My Lords, I do not propose to trouble your Lordships with any of the technicalities of this question of devaluation or with any statistical examples. I have not the competence to do so and, besides, my noble friend Lord Rennell, who deals as part of his daily avocations with the actual working and mechanism of the pound and dollar exchange, will be able to address your Lordships from this Bench to-morrow. He much regrets that a public engagement prevents his being present here today. Indeed, those technicalities are so many, the factors are so complicated and the outcome so uncertain, that even the experts are sometimes chary of forming an opinion. I remember reading some time ago, when the cotton market was fluctuating and anxious, that a group of Lancashire cotton manufacturing firms sent one of their buyers as their representative to New York to study the market, and to send them a report. After a few days, so it is alleged, they received this cable: Some think that cotton will go down, and some think it will go up. I do too. Whatever you do it will be wrong. Act at once. I fear that our best experts—at least I suspect that it is so—sometimes feel themselves to be somewhat in that position. For my own part, I propose to eschew any prophecies or appreciations and to deal only, in compact form, with the essential facts of the situation.

I think we must all agree that in the situation that had arisen devaluation of the pound was inevitable, and that the Government were right to take that step.

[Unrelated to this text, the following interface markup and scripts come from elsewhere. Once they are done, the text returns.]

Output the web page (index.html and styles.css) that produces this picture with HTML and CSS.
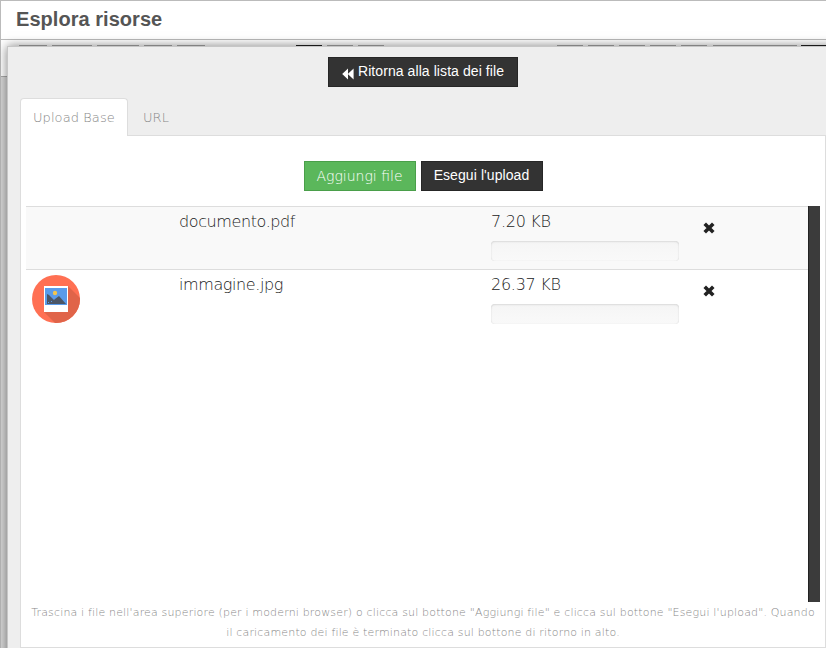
FILE: index.html
```
<!DOCTYPE html>
<html lang="it">
<head>
<meta charset="utf-8">
<title>Esplora risorse</title>
<link rel="stylesheet" href="styles.css">
</head>
<body>
<div class="window">
  <header class="titlebar">Esplora risorse</header>
  <div class="toolbar">
    <i class="tool w28"></i><i class="tool w40"></i><i class="tool w42"></i><i class="tool w28"></i><i class="tool w28"></i>
    <i class="tool w26 dark second"></i><i class="tool w26"></i><i class="tool w26"></i>
    <i class="tool w26 third"></i><i class="tool w26"></i><i class="tool w26"></i><i class="tool w26"></i><i class="tool w26"></i><i class="tool w84"></i><i class="tool w26 dark last"></i>
  </div>
  <div class="backdrop"></div>
</div>
<main class="uploader">
  <div class="top">
    <button class="btn back"><svg width="12" height="12" viewBox="0 0 12 12"><path d="M6 .4v11.2L.2 6zM11.6.4v11.2L5.8 6z" fill="#fff"/></svg><span>Ritorna alla lista dei file</span></button>
  </div>
  <nav class="tabs"><a class="tab active">Upload Base</a><a class="tab">URL</a></nav>
  <section class="panel">
    <div class="actions"><button class="btn add">Aggiungi file</button><button class="btn">Esegui l'upload</button></div>
    <div class="list">
      <div class="rows">
        <div class="row odd">
          <div class="thumb"></div>
          <div class="name">documento.pdf</div>
          <div class="size"><span>7.20 KB</span><div class="progress"></div></div>
          <svg class="remove" width="12" height="12" viewBox="0 0 12 12"><path d="M3 3l6 6M9 3L3 9" stroke="#222" stroke-width="3.6" stroke-linecap="square"/></svg>
        </div>
        <div class="row">
          <div class="thumb">
            <svg width="48" height="48" viewBox="0 0 48 48"><defs><clipPath id="disc"><circle cx="24" cy="24" r="24"/></clipPath></defs><g clip-path="url(#disc)"><path fill="#ff7053" d="M0 0h48v48H0z"/><path fill="#e06449" d="M36 11l14 14v25H25L12 37z"/></g><path fill="#fff" d="M12 11h24v26H12z"/><path fill="#5a9bea" d="M13 13h22v17H13z"/><circle cx="23" cy="18" r="2.2" fill="#f3c54d"/><path fill="#4b5666" d="M15 29V19l2 1 5 5 1-1 4-3 7 8z"/><path fill="#5a9bea" d="M16 27h1v1h-1zM19 26h1v1h-1z"/></svg>
          </div>
          <div class="name">immagine.jpg</div>
          <div class="size"><span>26.37 KB</span><div class="progress"></div></div>
          <svg class="remove" width="12" height="12" viewBox="0 0 12 12"><path d="M3 3l6 6M9 3L3 9" stroke="#222" stroke-width="3.6" stroke-linecap="square"/></svg>
        </div>
      </div>
      <div class="scroll"></div>
    </div>
    <p class="help">Trascina i file nell'area superiore (per i moderni browser) o clicca sul bottone "Aggiungi file" e clicca sul bottone "Esegui l'upload". Quando<br>il caricamento dei file è terminato clicca sul bottone di ritorno in alto.</p>
  </section>
</main>
</body>
</html>
```
FILE: styles.css
```
* { box-sizing: border-box; }
body { margin: 0; width: 826px; height: 648px; overflow: hidden; position: relative; background: #fff; font-family: "DejaVu Sans", sans-serif; }
.window { height: 648px; border-left: 1px solid #bbb; display: flex; flex-direction: column; }
.titlebar { height: 40px; border-top: 1px solid #bbb; border-bottom: 1px solid #bbb; padding-left: 15px; font: bold 20px/36px "Liberation Sans", sans-serif; color: #555; letter-spacing: .04px; }
.toolbar { height: 37px; padding: 5px 0 0 18px; display: flex; gap: 5px; overflow: hidden; background: #fff; border-bottom: 1px solid #aaa; }
.tool { flex: none; height: 26px; border-top: 1px solid #aaa; }
.tool.dark { border-color: #222; }
.w26 { width: 26px; } .w28 { width: 28px; } .w40 { width: 40px; } .w42 { width: 42px; } .w84 { width: 84px; margin-left: 1px; }
.second { margin-left: 86px; } .third { margin-left: 168px; } .last { margin-left: -1px; }
.backdrop { flex: 1; background: #d8d8d8; }
.uploader { position: absolute; left: 7px; top: 46px; width: 830px; height: 620px; border: 1px solid #c6c6c6; background: #eee; box-shadow: 0 0 10px rgba(0,0,0,.5); padding: 0 0 0 12px; }
.top { width: 806px; height: 51px; padding-top: 10px; text-align: center; }
.btn { height: 30px; padding: 0 0 2px; border: 1px solid #262626; background: #333; color: #fff; font: 14px/24px "Liberation Sans", sans-serif; letter-spacing: .08px; display: inline-block; width: 122px; }
.back { width: 190px; display: flex; align-items: center; justify-content: center; gap: 4px; margin: 0 auto; }
.back svg { margin-top: 5px; }
.tabs { display: flex; height: 37px; width: 806px; }
.tab { height: 38px; padding: 0 12px; font-size: 13px; line-height: 40px; color: #888; font-weight: 200; letter-spacing: .08px; margin-left: 2px; }
.tab.active { width: 108px; line-height: 38px; white-space: nowrap; margin: 0 1px 0 0; border: 1px solid #ddd; border-bottom: 0; border-radius: 4px 4px 0 0; background: #fff; position: relative; z-index: 1; }
.panel { width: 806px; height: 513px; border: 1px solid #ddd; background: #fff; padding: 25px 5px 0; }
.actions { display: flex; justify-content: center; gap: 5px; height: 45px; }
.btn.add { width: 112px; background: #5bb75b; border-color: #4a9f4a; color: #fff; font: 200 14px/28px "DejaVu Sans", sans-serif; letter-spacing: 0; padding: 0; }
.list { display: flex; height: 396px; }
.rows { width: 782px; }
.row { height: 63px; display: grid; grid-template-columns: 153px 312px 212px 1fr; padding-top: 5px; }
.row.odd { height: 64px; border-top: 1px solid #ddd; border-bottom: 1px solid #ddd; background: #f9f9f9; }
.thumb { padding-left: 6px; }
.thumb svg { display: block; }
.name, .size { font-size: 16px; line-height: 20px; font-weight: 200; color: #222; letter-spacing: -.4px; }
.size { letter-spacing: -.27px; }
.size span { display: block; height: 29px; }
.progress { width: 188px; height: 20px; border-radius: 4px; background: linear-gradient(#f5f5f5, #f9f9f9); box-shadow: inset 0 1px 2px rgba(0,0,0,.1), inset 0 0 1px rgba(0,0,0,.15); }
.remove { margin: 10px 0 0; }
.scroll { width: 12px; background: #3b3b3b; border-left: 1px solid #222; }
.help { margin: 1px -3px 0; font-size: 11px; line-height: 20px; text-align: center; color: #888; font-weight: 200; letter-spacing: .165px; white-space: nowrap; }
```
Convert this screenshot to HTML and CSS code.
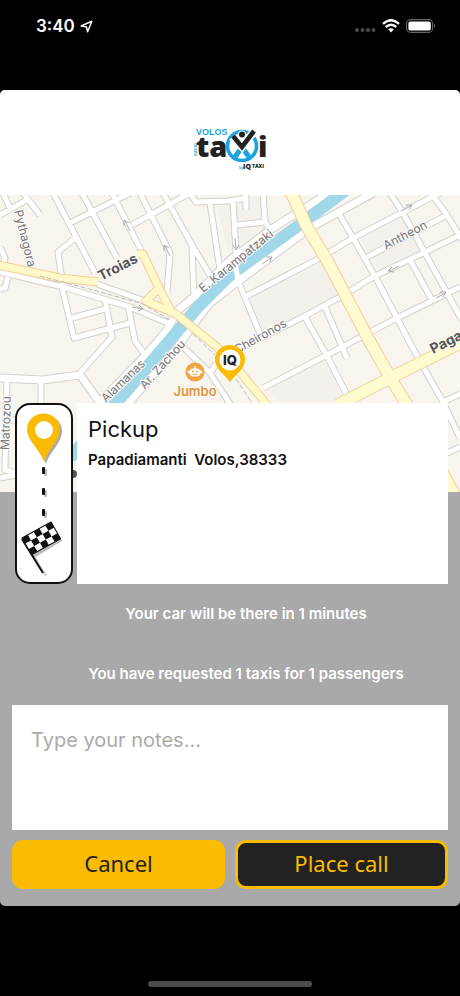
FILE: index.html
```html
<!DOCTYPE html>
<html lang="en">
<head>
    <meta charset="UTF-8">
    <meta name="viewport" content="width=device-width, initial-scale=1.0">
    <title>Volos Taxi</title>
    <link rel="stylesheet" href="styles.css">
</head>
<body>

<div class="status-bar">
    <div class="status-time">
        <span>3:40</span>
        <svg width="13" height="13" viewBox="0 0 13 13">
            <path d="M1.2 6 L11.8 1.2 L7.6 11.8 L6.4 6.8 Z" fill="none" stroke="#fff" stroke-width="1.5" stroke-linejoin="round"/>
        </svg>
    </div>
    <div class="status-icons">
        <svg width="22" height="16" viewBox="0 0 22 16" fill="#4a4a4a">
            <circle cx="3" cy="12" r="2"/>
            <circle cx="8.5" cy="12" r="2"/>
            <circle cx="14" cy="12" r="2"/>
            <circle cx="19.5" cy="12" r="2"/>
        </svg>
        <svg width="18" height="14" viewBox="0 0 18 14">
            <path d="M1 4.8 Q9 -2.4 17 4.8" fill="none" stroke="#fff" stroke-width="2.4"/>
            <path d="M3.8 8 Q9 3.4 14.2 8" fill="none" stroke="#fff" stroke-width="2.4"/>
            <path d="M6.2 10.3 Q9 8 11.8 10.3 L9 13.4 Z" fill="#fff"/>
        </svg>
        <svg width="30" height="14" viewBox="0 0 30 14">
            <rect x="0.6" y="0.6" width="26" height="12.8" rx="4" fill="none" stroke="#666" stroke-width="1.1"/>
            <rect x="2.4" y="2.4" width="22.4" height="9.2" rx="2.2" fill="#fff"/>
            <path d="M28 4.8 Q30.4 7 28 9.2 Z" fill="#666"/>
        </svg>
    </div>
</div>

<main class="app">
    <header class="app-header">
        <svg class="logo" width="76" height="50" viewBox="193 123 76 50">
            <text x="197" y="135" class="logo-blue" font-size="9">VOLOS</text>
            <text x="198" y="156" class="logo-blue" font-size="4" transform="rotate(-90 198 156)">RADIO</text>
            <text x="197" y="157" class="logo-black" font-size="29">ta</text>
            <text x="259" y="157" class="logo-black" font-size="29">i</text>
            <circle cx="243" cy="146" r="14.5" fill="none" stroke="#1ba4e0" stroke-width="3.6"/>
            <path d="M236 157 L243 147 L250 157" fill="none" stroke="#1ba4e0" stroke-width="5"/>
            <path d="M233 137 L243 147 L256 130" fill="none" stroke="#fff" stroke-width="8"/>
            <path d="M234 136 L243 147 L255 131" fill="none" stroke="#222" stroke-width="4.6"/>
            <circle cx="243" cy="134.5" r="4" fill="#fff"/>
            <circle cx="243" cy="134.5" r="3" fill="#222"/>
            <text x="240" y="169" class="logo-blue" font-size="4">by</text>
            <text x="244" y="169" class="logo-black" font-size="7">IQ</text>
            <text x="253" y="168" class="logo-black" font-size="5">TAXI</text>
        </svg>
    </header>

    <svg class="map" viewBox="0 195 460 297" preserveAspectRatio="xMidYMin slice">
        <defs>
            <path id="streets" d="
                M53 193 L95 273 M82 193 L117 258 M112 193 L142 252 M140 193 L170 253 L167 293
                M163 193 L193 247 L213 280 M192 247 L194 297 M70 223 L130 193 M132 225 L190 193
                M190 193 L196 202 L230 201 L246 198 M210 203 L220 270 M23 193 L40 215 M0 215 L30 198 M3 193 L10 208
                M75 238 L58 252 L63 287 M0 247 L5 258 L3 266 M0 272 L63 287 L130 307 L170 324 M97 284 L145 301
                M62 287 L74 338 L130 323 M72 318 L105 309 M105 299 L112 337 L80 373 M128 305 L135 341 L146 356
                M8 277 L5 288 L0 289
                M233 201 L236 252 L239 283 L260 334 M246 193 L246 210 M263 193 L265 222 L270 230 M236 225 L265 222
                M243 298 L320 258 L353 238 L403 212 L440 193 M367 257 L447 215
                M235 351 L303 317 L340 297 L373 277 L423 253 L460 235
                M263 388 L327 355 L397 318 L460 287
                M338 212 L353 238 L377 280 L397 318 L411 345 L443 402 L460 438
                M390 193 L403 213 L425 253 L447 293 L462 320 M431 193 L447 215 L462 240 M410 260 L432 300
                M305 317 L327 356 L350 401 M325 307 L347 358
                M443 402 L460 394 M445 454 L460 447
                M41 380 L41 410 M7 380 L5 470 L15 473 M0 478 L20 474 M7 420 L15 420
                M182 346 L210 373 L232 407 M210 373 L216 364"/>
            <path id="avenues" d="
                M329 193 L273 228 L230 260 L194 297 L177 311 L167 330 L147 354 L102 400
                M373 193 L310 228 L236 283 L209 304 L190 329 L178 347 L127 405
                M0 378 L43 380 L80 375 L107 412"/>
            <path id="mainRoads" d="
                M-2 265 L60 278 L98 282 M138 254 L143 254 L157 284 L172 313 M159 288 L146 301 L176 314 L217 347 L240 372 L268 406"/>
            <path id="wideRoads" d="M290 190 L307 227 L328 262 L370 342 L390 377 L407 405 L448 483 L456 498 M338 405 L390 378 L462 342"/>
        </defs>

        <rect y="195" width="460" height="297" fill="#f8f5ef"/>
        <path d="M245 300 L322 262 L345 297 L262 333 Z M265 387 L323 358 L346 402 L280 402 Z M357 233 L402 214 L420 250 L380 272 Z M215 200 L230 258 L268 230 L262 197 Z" fill="#f4f1ec"/>

        <use href="#streets" class="street-edge"/>
        <use href="#avenues" class="avenue-edge"/>
        <use href="#streets" class="street"/>
        <use href="#avenues" class="avenue"/>
        <path class="river" d="M354 184 L302 223 L230 275 L198 307 L170 340 L116 403 L70 458"/>
        <path d="M235 262 L239 286" class="street"/>
        <use href="#mainRoads" class="main-edge"/>
        <use href="#wideRoads" class="wide-edge"/>
        <use href="#mainRoads" class="main-road"/>
        <use href="#wideRoads" class="wide-road"/>

        <!-- railway and one-way arrows -->
        <path d="M40 276 L97 291 L143 304 L170 320 M193 334 L215 355 M236 379 L252 403" class="railway"/>
        <g class="arrows">
            <path d="M130 231 L125 221 M124 226 L124 220 L129 223"/>
            <path d="M170 256 L165 246 M164 251 L164 245 L169 248"/>
            <path d="M132 307 L142 309 M139 305 L143 309 L138 311"/>
            <path d="M235 238 L236 249 M233 245 L236 250 L239 245"/>
            <path d="M262 264 L271 258 M266 257 L272 257 L270 262"/>
            <path d="M401 211 L411 206 M406 205 L412 205 L409 210"/>
            <path d="M399 266 L389 271 M392 267 L388 271 L394 272"/>
            <path d="M436 298 L445 293 M440 292 L446 292 L443 297"/>
        </g>

        <g class="map-labels">
            <text x="14" y="211" transform="rotate(76 14 211)">Pythagora</text>
            <text x="203" y="293" transform="rotate(-39 203 293)">E. Karampatzaki</text>
            <text x="386" y="250" transform="rotate(-28 386 250)">Antheon</text>
            <text x="237" y="354" transform="rotate(-29 237 354)">Cheironos</text>
            <text x="106" y="403" transform="rotate(-44 106 403)">Alamanas</text>
            <text x="145" y="390" transform="rotate(-48 145 390)">Ar. Zachou</text>
            <text x="9" y="450" transform="rotate(-88 9 450)">Matrozou</text>
            <text x="101" y="281" class="label-bold" transform="rotate(-27 101 281)">Troias</text>
            <text x="433" y="354" class="label-bold" transform="rotate(-27 433 354)">Pagas</text>
        </g>

        <circle cx="73" cy="474" r="4" fill="#555"/>

        <!-- toy shop -->
        <circle cx="195" cy="372" r="9.5" fill="#f0a33e"/>
        <rect x="189.5" y="368.5" width="11" height="8" rx="4" fill="#fff"/>
        <circle cx="189" cy="372" r="1.4" fill="#fff"/>
        <circle cx="201" cy="372" r="1.4" fill="#fff"/>
        <path d="M195 369 V366" stroke="#fff" stroke-width="1.5"/>
        <circle cx="193" cy="371.5" r="1" fill="#f0a33e"/>
        <circle cx="197" cy="371.5" r="1" fill="#f0a33e"/>
        <path d="M192.5 374 Q195 376 197.5 374" fill="none" stroke="#f0a33e"/>
        <text x="195" y="396" class="label-shop">Jumbo</text>

        <!-- pickup pin -->
        <path d="M230 382 C225 375 215 369 215 359.5 A15 14.5 0 0 1 245 359.5 C245 369 235 375 230 382 Z" fill="#fabb00"/>
        <circle cx="230" cy="360" r="10.5" fill="#fff"/>
        <text x="230" y="365" class="label-pin">IQ</text>
    </svg>

    <section class="panel">
        <div class="route">
            <svg class="route-icon" width="58" height="181" viewBox="0 0 58 181">
                <rect x="1" y="1" width="56" height="179" rx="14" fill="#fff" stroke="#111" stroke-width="2"/>
                <path d="M31 61 C27 48 14 40 14 28 A16.5 15.5 0 0 1 47 28 C47 40 35 48 31 61 Z" fill="#aaa"/>
                <path d="M29 59 C25 46 12 38 12 26 A16.5 15.5 0 0 1 45 26 C45 38 33 46 29 59 Z" fill="#fabb00"/>
                <circle cx="29" cy="27" r="9" fill="#fff"/>
                <g fill="#bbb">
                    <rect x="29" y="66" width="3" height="7" rx="1"/>
                    <rect x="29" y="87" width="3" height="7" rx="1"/>
                    <rect x="29" y="108" width="3" height="7" rx="1"/>
                </g>
                <g fill="#111">
                    <rect x="27" y="64" width="3" height="7" rx="1"/>
                    <rect x="27" y="85" width="3" height="7" rx="1"/>
                    <rect x="27" y="106" width="3" height="7" rx="1"/>
                </g>
                <path d="M11 140 L31 173" stroke="#ccc" stroke-width="2"/>
                <path d="M10 139 L37 122 L47 138 L19 155 Z" fill="#bbb"/>
                <path d="M7 136 L28 170" stroke="#111" stroke-width="2"/>
                <g transform="matrix(5.8 -3.2 3.2 5.6 7 135)">
                    <rect width="5" height="3" fill="#fff" stroke="#111" stroke-width="0.16"/>
                    <path d="M0 0h1v1h-1z M2 0h1v1h-1z M4 0h1v1h-1z M1 1h1v1h-1z M3 1h1v1h-1z M0 2h1v1h-1z M2 2h1v1h-1z M4 2h1v1h-1z" fill="#111"/>
                </g>
            </svg>
            <div class="route-card">
                <h1>Pickup</h1>
                <p>Papadiamanti&nbsp; Volos,38333</p>
            </div>
        </div>

        <p class="message">Your car will be there in 1 minutes</p>
        <p class="message">You have requested 1 taxis for 1 passengers</p>

        <textarea class="notes" aria-label="Notes" placeholder="Type your notes..."></textarea>

        <div class="actions">
            <button type="button" class="btn btn-cancel">Cancel</button>
            <button type="button" class="btn btn-call">Place call</button>
        </div>
    </section>
</main>

<div class="home-indicator"></div>

</body>
</html>
```
FILE: styles.css
```css
* {
    box-sizing: border-box;
}

body {
    margin: 0;
    min-height: 100vh;
    display: flex;
    flex-direction: column;
    background-color: #000;
    font-family: Inter, "Liberation Sans", sans-serif;
}

h1, p {
    margin: 0;
}

/* Status bar */
.status-bar {
    display: flex;
    justify-content: space-between;
    align-items: flex-start;
    height: 90px;
    padding: 16px 24px 0 36px;
    color: #fff;
}

.status-time {
    display: flex;
    align-items: center;
    gap: 5px;
    font-size: 17px;
    font-weight: 600;
    line-height: 20px;
}

.status-icons {
    display: flex;
    align-items: center;
    gap: 6px;
    height: 20px;
}

/* App */
.app {
    border-radius: 5px;
    overflow: hidden;
    background-color: #a9a9a9;
}

.app-header {
    display: flex;
    justify-content: center;
    padding: 33px 0 22px;
    background-color: #fff;
}

.logo {
    font-family: "Open Sans", sans-serif;
    font-weight: 800;
}

.logo-blue {
    fill: #1ba4e0;
    font-family: "Liberation Sans", sans-serif;
    font-weight: 700;
}

.logo-black {
    fill: #222;
}

/* Map */
.map {
    display: block;
    width: 100%;
    height: 297px;
}

.map path,
.map use {
    stroke-linejoin: round;
}

.river {
    fill: none;
    stroke: #a0d8ea;
    stroke-width: 12;
}

.street, .street-edge, .avenue, .avenue-edge,
.main-road, .main-edge, .wide-road, .wide-edge {
    fill: none;
}

.street {
    stroke: #fff;
    stroke-width: 5;
}

.street-edge {
    stroke: #d3d0cb;
    stroke-width: 7;
}

.avenue {
    stroke: #fff;
    stroke-width: 7;
}

.avenue-edge {
    stroke: #d3d0cb;
    stroke-width: 9;
}

.main-road {
    stroke: #fff8c8;
    stroke-width: 7;
}

.main-edge {
    stroke: #f5cf98;
    stroke-width: 9;
}

.wide-road {
    stroke: #fdfbcf;
    stroke-width: 11;
}

.wide-edge {
    stroke: #f5cf98;
    stroke-width: 13;
}

.railway {
    fill: none;
    stroke: #bbb;
    stroke-width: 1;
    stroke-dasharray: 5 2;
}

.arrows {
    fill: none;
    stroke: #aaa;
    stroke-width: 1;
}

.map-labels {
    font-size: 12px;
    fill: #77777a;
    stroke: #fbfaf7;
    stroke-width: 2px;
    paint-order: stroke;
}

.label-bold {
    font-size: 14px;
    font-weight: 700;
    fill: #555;
}

.label-shop {
    font-size: 13px;
    font-weight: 600;
    fill: #dc943c;
    stroke: #fbfaf7;
    stroke-width: 2px;
    paint-order: stroke;
    text-anchor: middle;
}

.label-pin {
    font-size: 13px;
    font-weight: 800;
    fill: #222;
    text-anchor: middle;
}

/* Booking panel, its first row lies over the map */
.panel {
    position: relative;
    margin-top: -89px;
    padding: 0 12px 17px;
}

.route {
    display: flex;
    gap: 4px;
    padding-left: 3px;
}

.route-icon {
    flex: none;
}

.route-card {
    flex: 1;
    padding: 12px 11px;
    background-color: #fff;
    color: #111;
}

.route-card h1 {
    font-size: 22px;
    font-weight: 400;
    line-height: 28px;
}

.route-card p {
    margin-top: 7px;
    font-size: 15px;
    font-weight: 600;
    line-height: 20px;
}

.message {
    padding-left: 32px;
    color: #fff;
    font-size: 15px;
    font-weight: 600;
    line-height: 60px;
    text-align: center;
}

.notes {
    display: block;
    width: 100%;
    height: 125px;
    margin-top: 1px;
    padding: 21px 19px;
    border: none;
    border-radius: 0;
    background-color: #fff;
    color: #111;
    font-family: inherit;
    font-size: 20px;
    line-height: 28px;
    resize: none;
}

.notes::placeholder {
    color: #aaa;
    opacity: 1;
}

.actions {
    display: flex;
    gap: 10px;
    margin-top: 10px;
}

.btn {
    flex: 1;
    height: 49px;
    padding: 0 0 4px;
    border: 3px solid #fabb00;
    border-radius: 11px;
    font-family: "Noto Sans", sans-serif;
    font-size: 22px;
    line-height: 28px;
    cursor: pointer;
}

.btn-cancel {
    background-color: #fabb00;
    color: #222;
}

.btn-call {
    background-color: #222;
    color: #fabb00;
}

.home-indicator {
    width: 164px;
    height: 6px;
    margin: auto auto 9px;
    border-radius: 3px;
    background-color: #4c4c4c;
}
```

At the same time, I for one regard that situation and that devaluation as a disaster, a disaster to the world at large and to this country in particular. I regard it as a disaster to the world at large because the stability of currencies, year after year, and, se far as possible, decade after decade, is a matter of very great importance to manufacturers and mechants. If they are constantly subjected to unforeseen and unforeseeable sudden changes in currencies, with the result that they may incur sudden losses, the risks of business, already great. are increased. That has to be insured against by higher profits and reserves; and that again is reflected in higher prices to the consumers everywhere.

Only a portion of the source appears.